A block of data

:::

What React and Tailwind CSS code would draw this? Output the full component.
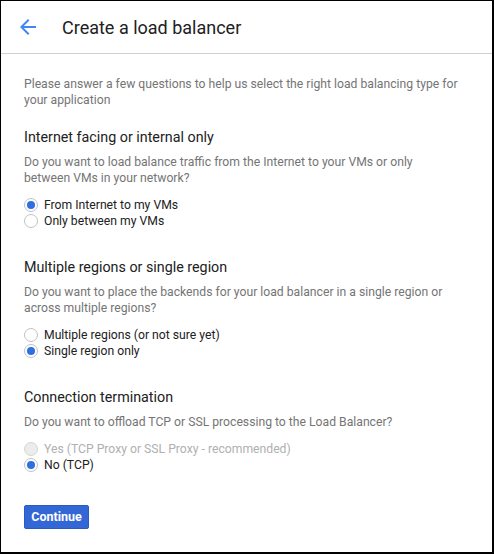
import React, { useState } from "react";

const Radio = ({ checked, disabled, label, onClick }) => (
  <label
    onClick={disabled ? undefined : onClick}
    className={`flex items-center h-4 text-[12.2px] leading-4 ${disabled ? "text-[#b0b0b0]" : "text-[#212121] cursor-pointer"}`}
  >
    <span
      className={`w-[14px] h-[14px] rounded-full border flex items-center justify-center mr-[6px] ${
        disabled ? "bg-[#ececec] border-[#d6d6d6]" : "bg-white border-[#c2c2c2]"
      }`}
    >
      {checked && <span className="w-[8px] h-[8px] rounded-full bg-[#2f6fe0]" />}
    </span>
    {label}
  </label>
);

const Section = ({ title, desc, first, children }) => (
  <div className={first ? "mt-[19px]" : "mt-[28px]"}>
    <h3 className="text-[14.3px] leading-5 text-[#212121]">{title}</h3>
    <p className="mt-[7px] text-[12.2px] leading-4 text-[#757575]">{desc}</p>
    <div className="mt-[11px]">{children}</div>
  </div>
);

export default function App() {
  const [traffic, setTraffic] = useState("internet");
  const [region, setRegion] = useState("single");
  const [term, setTerm] = useState("no");

  return (
    <div
      className="w-[494px] h-[554px] bg-white border border-black border-r-2 border-b-2 overflow-hidden"
      style={{ fontFamily: "Roboto, 'Liberation Sans', Arial, sans-serif" }}
    >
      {/* header */}
      <div className="h-[53px] border-b border-[#d0d0d0] flex items-center">
        <button className="ml-[15px] w-6 h-6 text-[#4285f4]">
          <svg viewBox="0 0 24 24" width="24" height="24" fill="currentColor">
            <path d="M20 11H7.83l5.59-5.59L12 4l-8 8 8 8 1.41-1.41L7.83 13H20v-2z" />
          </svg>
        </button>
        <h1 className="ml-[22px] text-[18px] text-[#212121]">Create a load balancer</h1>
      </div>

      <div className="pl-[23px] pr-[32px] pt-[22px]">
        <p className="text-[12.2px] leading-4 text-[#757575]">
          Please answer a few questions to help us select the right load balancing type for your application
        </p>

        <Section
          first
          title="Internet facing or internal only"
          desc="Do you want to load balance traffic from the Internet to your VMs or only between VMs in your network?"
        >
          <Radio checked={traffic === "internet"} label="From Internet to my VMs" onClick={() => setTraffic("internet")} />
          <Radio checked={traffic === "internal"} label="Only between my VMs" onClick={() => setTraffic("internal")} />
        </Section>

        <Section
          title="Multiple regions or single region"
          desc="Do you want to place the backends for your load balancer in a single region or across multiple regions?"
        >
          <Radio checked={region === "multi"} label="Multiple regions (or not sure yet)" onClick={() => setRegion("multi")} />
          <Radio checked={region === "single"} label="Single region only" onClick={() => setRegion("single")} />
        </Section>

        <Section
          title="Connection termination"
          desc="Do you want to offload TCP or SSL processing to the Load Balancer?"
        >
          <Radio disabled label="Yes (TCP Proxy or SSL Proxy - recommended)" />
          <Radio checked={term === "no"} label="No (TCP)" onClick={() => setTerm("no")} />
        </Section>

        <button className="mt-[32px] h-6 w-[65px] bg-[#3367d6] border border-[#2a5bc4] rounded-[2px] text-white text-[12.5px] font-bold">
          Continue
        </button>
      </div>
    </div>
  );
}
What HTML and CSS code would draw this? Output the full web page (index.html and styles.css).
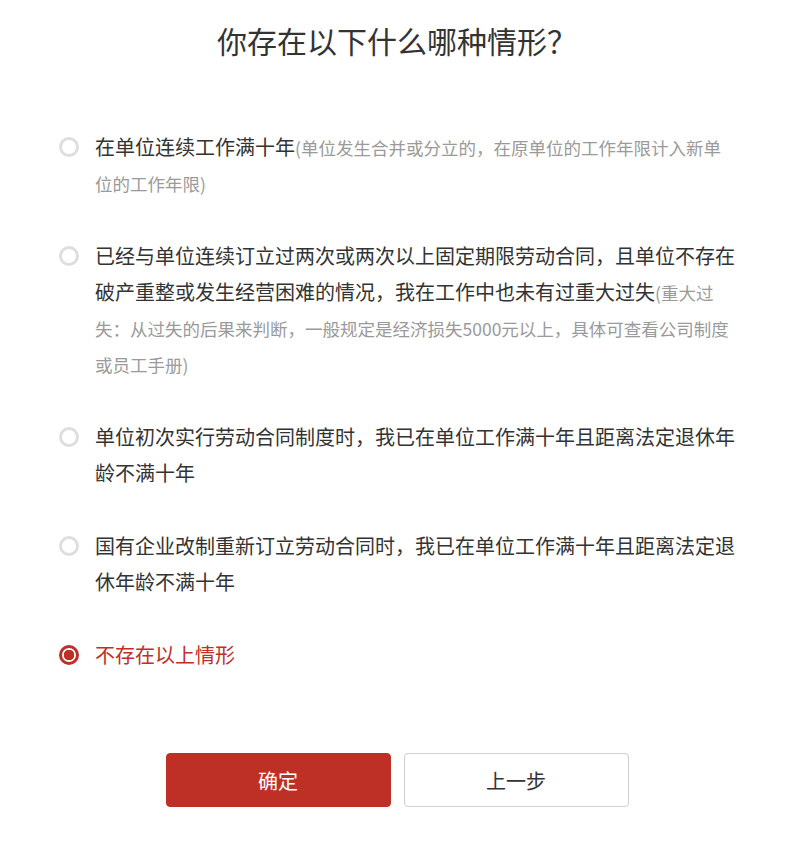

:::

Restate the data above exactly, stripping out each image.

### Solution to the exercise
What React and Tailwind CSS code would draw this? Output the full component.
import React, { useState } from "react";

const Radio = ({ checked, disabled, label, onClick }) => (
  <label
    onClick={disabled ? undefined : onClick}
    className={`flex items-center h-4 text-[12.2px] leading-4 ${disabled ? "text-[#b0b0b0]" : "text-[#212121] cursor-pointer"}`}
  >
    <span
      className={`w-[14px] h-[14px] rounded-full border flex items-center justify-center mr-[6px] ${
        disabled ? "bg-[#ececec] border-[#d6d6d6]" : "bg-white border-[#c2c2c2]"
      }`}
    >
      {checked && <span className="w-[8px] h-[8px] rounded-full bg-[#2f6fe0]" />}
    </span>
    {label}
  </label>
);

const Section = ({ title, desc, first, children }) => (
  <div className={first ? "mt-[19px]" : "mt-[28px]"}>
    <h3 className="text-[14.3px] leading-5 text-[#212121]">{title}</h3>
    <p className="mt-[7px] text-[12.2px] leading-4 text-[#757575]">{desc}</p>
    <div className="mt-[11px]">{children}</div>
  </div>
);

export default function App() {
  const [traffic, setTraffic] = useState("internet");
  const [region, setRegion] = useState("single");
  const [term, setTerm] = useState("no");

  return (
    <div
      className="w-[494px] h-[554px] bg-white border border-black border-r-2 border-b-2 overflow-hidden"
      style={{ fontFamily: "Roboto, 'Liberation Sans', Arial, sans-serif" }}
    >
      {/* header */}
      <div className="h-[53px] border-b border-[#d0d0d0] flex items-center">
        <button className="ml-[15px] w-6 h-6 text-[#4285f4]">
          <svg viewBox="0 0 24 24" width="24" height="24" fill="currentColor">
            <path d="M20 11H7.83l5.59-5.59L12 4l-8 8 8 8 1.41-1.41L7.83 13H20v-2z" />
          </svg>
        </button>
        <h1 className="ml-[22px] text-[18px] text-[#212121]">Create a load balancer</h1>
      </div>

      <div className="pl-[23px] pr-[32px] pt-[22px]">
        <p className="text-[12.2px] leading-4 text-[#757575]">
          Please answer a few questions to help us select the right load balancing type for your application
        </p>

        <Section
          first
          title="Internet facing or internal only"
          desc="Do you want to load balance traffic from the Internet to your VMs or only between VMs in your network?"
        >
          <Radio checked={traffic === "internet"} label="From Internet to my VMs" onClick={() => setTraffic("internet")} />
          <Radio checked={traffic === "internal"} label="Only between my VMs" onClick={() => setTraffic("internal")} />
        </Section>

        <Section
          title="Multiple regions or single region"
          desc="Do you want to place the backends for your load balancer in a single region or across multiple regions?"
        >
          <Radio checked={region === "multi"} label="Multiple regions (or not sure yet)" onClick={() => setRegion("multi")} />
          <Radio checked={region === "single"} label="Single region only" onClick={() => setRegion("single")} />
        </Section>

        <Section
          title="Connection termination"
          desc="Do you want to offload TCP or SSL processing to the Load Balancer?"
        >
          <Radio disabled label="Yes (TCP Proxy or SSL Proxy - recommended)" />
          <Radio checked={term === "no"} label="No (TCP)" onClick={() => setTerm("no")} />
        </Section>

        <button className="mt-[32px] h-6 w-[65px] bg-[#3367d6] border border-[#2a5bc4] rounded-[2px] text-white text-[12.5px] font-bold">
          Continue
        </button>
      </div>
    </div>
  );
}
What HTML and CSS code would draw this? Output the full web page (index.html and styles.css).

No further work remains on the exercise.